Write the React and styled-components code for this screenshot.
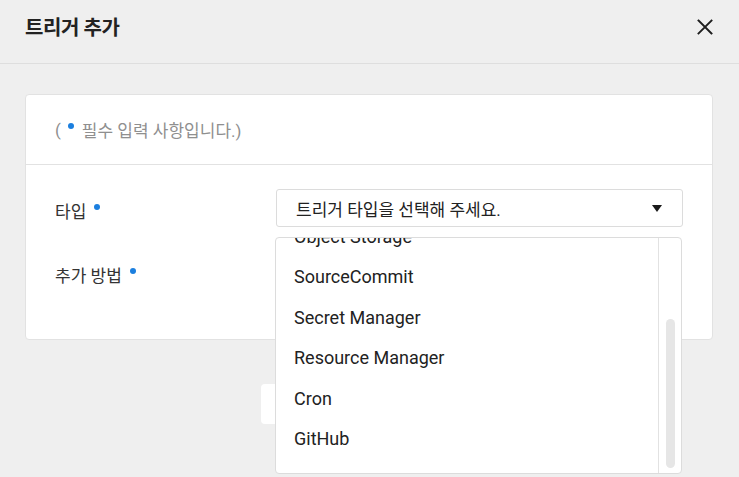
import React from "react";
import styled, { createGlobalStyle } from "styled-components";

const GlobalStyle = createGlobalStyle`
  html, body {
    margin: 0;
    padding: 0;
    background: #efefef;
    font-family: Roboto, "Noto Sans CJK KR", sans-serif;
    color: #222;
  }
  * { box-sizing: border-box; }
`;

const Modal = styled.div`
  display: flex;
  flex-direction: column;
  width: 739px;
  min-height: 477px;
  overflow: hidden;
`;

const Header = styled.header`
  height: 64px;
  padding: 0 22px 0 25px;
  display: flex;
  align-items: center;
  justify-content: space-between;
  border-bottom: 1px solid #dedede;
`;

const Title = styled.h1`
  margin: 0 0 10px;
  font-size: 20px;
  font-weight: 700;
  color: #222;
  letter-spacing: -0.4px;
`;

const CloseButton = styled.button`
  width: 24px;
  height: 24px;
  margin: 0 0 10px;
  padding: 0;
  border: 0;
  background: transparent;
  display: flex;
  align-items: center;
  justify-content: center;
`;

const Body = styled.div`
  padding: 30px 26px 0 25px;
`;

const Card = styled.section`
  background: #fff;
  border: 1px solid #e2e2e2;
  border-radius: 4px;
`;

const Notice = styled.p`
  margin: 0;
  height: 70px;
  padding: 0 29px;
  display: flex;
  align-items: center;
  font-size: 17px;
  color: #8f8f8f;
  border-bottom: 1px solid #e2e2e2;
`;

const Dot = styled.span`
  display: inline-block;
  width: 6px;
  height: 6px;
  border-radius: 50%;
  background: #1b7fdf;
  margin: 0 ${(p) => p.$right}px 8px ${(p) => p.$left}px;
  align-self: center;
`;

const Form = styled.div`
  padding: 24px 29px 48px;
  display: flex;
  flex-direction: column;
  gap: 26px;
`;

const Row = styled.div`
  display: grid;
  grid-template-columns: 221px 1fr;
  align-items: center;
  min-height: 38px;
`;

const Label = styled.div`
  display: flex;
  align-items: center;
  font-size: 17px;
  color: #333;
  padding-top: 5px;
`;

const SelectWrap = styled.div`
  position: relative;
`;

const SelectBox = styled.div`
  height: 38px;
  border: 1px solid #dcdcdc;
  border-radius: 3px;
  background: #fff;
  padding: 0 19px;
  display: flex;
  align-items: center;
  justify-content: space-between;
  font-size: 17px;
  color: #222;
`;

const Caret = styled.span`
  width: 0;
  height: 0;
  border-left: 5.5px solid transparent;
  border-right: 5.5px solid transparent;
  border-top: 7px solid #1a1a1a;
  margin-right: 1px;
`;

const Dropdown = styled.div`
  position: absolute;
  top: calc(100% + 10px);
  left: -1px;
  width: 407px;
  height: 237px;
  background: #fff;
  border: 1px solid #dcdcdc;
  border-radius: 4px;
  display: flex;
  overflow: hidden;
  z-index: 10;
`;

const Options = styled.ul`
  flex: 1;
  margin: 0;
  padding: 0 0 14px;
  list-style: none;
  display: flex;
  flex-direction: column;
  justify-content: flex-end;
  overflow: hidden;
`;

const Option = styled.li`
  flex: none;
  height: 40.5px;
  padding: 0 18px;
  display: flex;
  align-items: center;
  font-size: 18px;
  color: #222;
`;

const ScrollTrack = styled.div`
  width: 23px;
  border-left: 1px solid #e2e2e2;
  display: flex;
  flex-direction: column;
  justify-content: flex-end;
  align-items: center;
  padding-bottom: 5px;
`;

const ScrollThumb = styled.div`
  width: 9px;
  height: 149px;
  border-radius: 5px;
  background: #e6e6e6;
`;

const Footer = styled.div`
  margin-top: 44px;
  display: flex;
  justify-content: center;
  gap: 16px;
`;

const Button = styled.button`
  width: 100px;
  height: 40px;
  border: 0;
  border-radius: 4px;
  background: #fff;
  font-family: inherit;
  font-size: 15px;
  color: #333;
`;

const options = [
  "API Gateway",
  "Cloud Insight",
  "Cloud Log Analytics",
  "Object Storage",
  "SourceCommit",
  "Secret Manager",
  "Resource Manager",
  "Cron",
  "GitHub",
];

export default function App() {
  return (
    <>
      <GlobalStyle />
      <Modal>
        <Header>
          <Title>트리거 추가</Title>
          <CloseButton aria-label="닫기">
            <svg width="16" height="16" viewBox="0 0 16 16">
              <path d="M1.5 1.5 L14.5 14.5 M14.5 1.5 L1.5 14.5" stroke="#1e1e1e" strokeWidth="1.9" strokeLinecap="square" fill="none" />
            </svg>
          </CloseButton>
        </Header>
        <Body>
          <Card>
            <Notice>
              (<Dot $left={7} $right={8} />필수 입력 사항입니다.)
            </Notice>
            <Form>
              <Row>
                <Label>
                  타입<Dot $left={8} $right={0} />
                </Label>
                <SelectWrap>
                  <SelectBox>
                    트리거 타입을 선택해 주세요.
                    <Caret />
                  </SelectBox>
                  <Dropdown>
                    <Options>
                      {options.map((o) => (
                        <Option key={o}>{o}</Option>
                      ))}
                    </Options>
                    <ScrollTrack>
                      <ScrollThumb />
                    </ScrollTrack>
                  </Dropdown>
                </SelectWrap>
              </Row>
              <Row>
                <Label>
                  추가 방법<Dot $left={8} $right={0} />
                </Label>
                <div />
              </Row>
            </Form>
          </Card>
          <Footer>
            <Button>취소</Button>
            <Button>추가</Button>
          </Footer>
        </Body>
      </Modal>
    </>
  );
}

☆ ☆ ☆ ☆ ☆

▸ Problem description: Write out the full set of lines verbatim, without the pictures.

▸ Written answer:
Write the React and styled-components code for this screenshot.
import React from "react";
import styled, { createGlobalStyle } from "styled-components";

const GlobalStyle = createGlobalStyle`
  html, body {
    margin: 0;
    padding: 0;
    background: #efefef;
    font-family: Roboto, "Noto Sans CJK KR", sans-serif;
    color: #222;
  }
  * { box-sizing: border-box; }
`;

const Modal = styled.div`
  display: flex;
  flex-direction: column;
  width: 739px;
  min-height: 477px;
  overflow: hidden;
`;

const Header = styled.header`
  height: 64px;
  padding: 0 22px 0 25px;
  display: flex;
  align-items: center;
  justify-content: space-between;
  border-bottom: 1px solid #dedede;
`;

const Title = styled.h1`
  margin: 0 0 10px;
  font-size: 20px;
  font-weight: 700;
  color: #222;
  letter-spacing: -0.4px;
`;

const CloseButton = styled.button`
  width: 24px;
  height: 24px;
  margin: 0 0 10px;
  padding: 0;
  border: 0;
  background: transparent;
  display: flex;
  align-items: center;
  justify-content: center;
`;

const Body = styled.div`
  padding: 30px 26px 0 25px;
`;

const Card = styled.section`
  background: #fff;
  border: 1px solid #e2e2e2;
  border-radius: 4px;
`;

const Notice = styled.p`
  margin: 0;
  height: 70px;
  padding: 0 29px;
  display: flex;
  align-items: center;
  font-size: 17px;
  color: #8f8f8f;
  border-bottom: 1px solid #e2e2e2;
`;

const Dot = styled.span`
  display: inline-block;
  width: 6px;
  height: 6px;
  border-radius: 50%;
  background: #1b7fdf;
  margin: 0 ${(p) => p.$right}px 8px ${(p) => p.$left}px;
  align-self: center;
`;

const Form = styled.div`
  padding: 24px 29px 48px;
  display: flex;
  flex-direction: column;
  gap: 26px;
`;

const Row = styled.div`
  display: grid;
  grid-template-columns: 221px 1fr;
  align-items: center;
  min-height: 38px;
`;

const Label = styled.div`
  display: flex;
  align-items: center;
  font-size: 17px;
  color: #333;
  padding-top: 5px;
`;

const SelectWrap = styled.div`
  position: relative;
`;

const SelectBox = styled.div`
  height: 38px;
  border: 1px solid #dcdcdc;
  border-radius: 3px;
  background: #fff;
  padding: 0 19px;
  display: flex;
  align-items: center;
  justify-content: space-between;
  font-size: 17px;
  color: #222;
`;

const Caret = styled.span`
  width: 0;
  height: 0;
  border-left: 5.5px solid transparent;
  border-right: 5.5px solid transparent;
  border-top: 7px solid #1a1a1a;
  margin-right: 1px;
`;

const Dropdown = styled.div`
  position: absolute;
  top: calc(100% + 10px);
  left: -1px;
  width: 407px;
  height: 237px;
  background: #fff;
  border: 1px solid #dcdcdc;
  border-radius: 4px;
  display: flex;
  overflow: hidden;
  z-index: 10;
`;

const Options = styled.ul`
  flex: 1;
  margin: 0;
  padding: 0 0 14px;
  list-style: none;
  display: flex;
  flex-direction: column;
  justify-content: flex-end;
  overflow: hidden;
`;

const Option = styled.li`
  flex: none;
  height: 40.5px;
  padding: 0 18px;
  display: flex;
  align-items: center;
  font-size: 18px;
  color: #222;
`;

const ScrollTrack = styled.div`
  width: 23px;
  border-left: 1px solid #e2e2e2;
  display: flex;
  flex-direction: column;
  justify-content: flex-end;
  align-items: center;
  padding-bottom: 5px;
`;

const ScrollThumb = styled.div`
  width: 9px;
  height: 149px;
  border-radius: 5px;
  background: #e6e6e6;
`;

const Footer = styled.div`
  margin-top: 44px;
  display: flex;
  justify-content: center;
  gap: 16px;
`;

const Button = styled.button`
  width: 100px;
  height: 40px;
  border: 0;
  border-radius: 4px;
  background: #fff;
  font-family: inherit;
  font-size: 15px;
  color: #333;
`;

const options = [
  "API Gateway",
  "Cloud Insight",
  "Cloud Log Analytics",
  "Object Storage",
  "SourceCommit",
  "Secret Manager",
  "Resource Manager",
  "Cron",
  "GitHub",
];

export default function App() {
  return (
    <>
      <GlobalStyle />
      <Modal>
        <Header>
          <Title>트리거 추가</Title>
          <CloseButton aria-label="닫기">
            <svg width="16" height="16" viewBox="0 0 16 16">
              <path d="M1.5 1.5 L14.5 14.5 M14.5 1.5 L1.5 14.5" stroke="#1e1e1e" strokeWidth="1.9" strokeLinecap="square" fill="none" />
            </svg>
          </CloseButton>
        </Header>
        <Body>
          <Card>
            <Notice>
              (<Dot $left={7} $right={8} />필수 입력 사항입니다.)
            </Notice>
            <Form>
              <Row>
                <Label>
                  타입<Dot $left={8} $right={0} />
                </Label>
                <SelectWrap>
                  <SelectBox>
                    트리거 타입을 선택해 주세요.
                    <Caret />
                  </SelectBox>
                  <Dropdown>
                    <Options>
                      {options.map((o) => (
                        <Option key={o}>{o}</Option>
                      ))}
                    </Options>
                    <ScrollTrack>
                      <ScrollThumb />
                    </ScrollTrack>
                  </Dropdown>
                </SelectWrap>
              </Row>
              <Row>
                <Label>
                  추가 방법<Dot $left={8} $right={0} />
                </Label>
                <div />
              </Row>
            </Form>
          </Card>
          <Footer>
            <Button>취소</Button>
            <Button>추가</Button>
          </Footer>
        </Body>
      </Modal>
    </>
  );
}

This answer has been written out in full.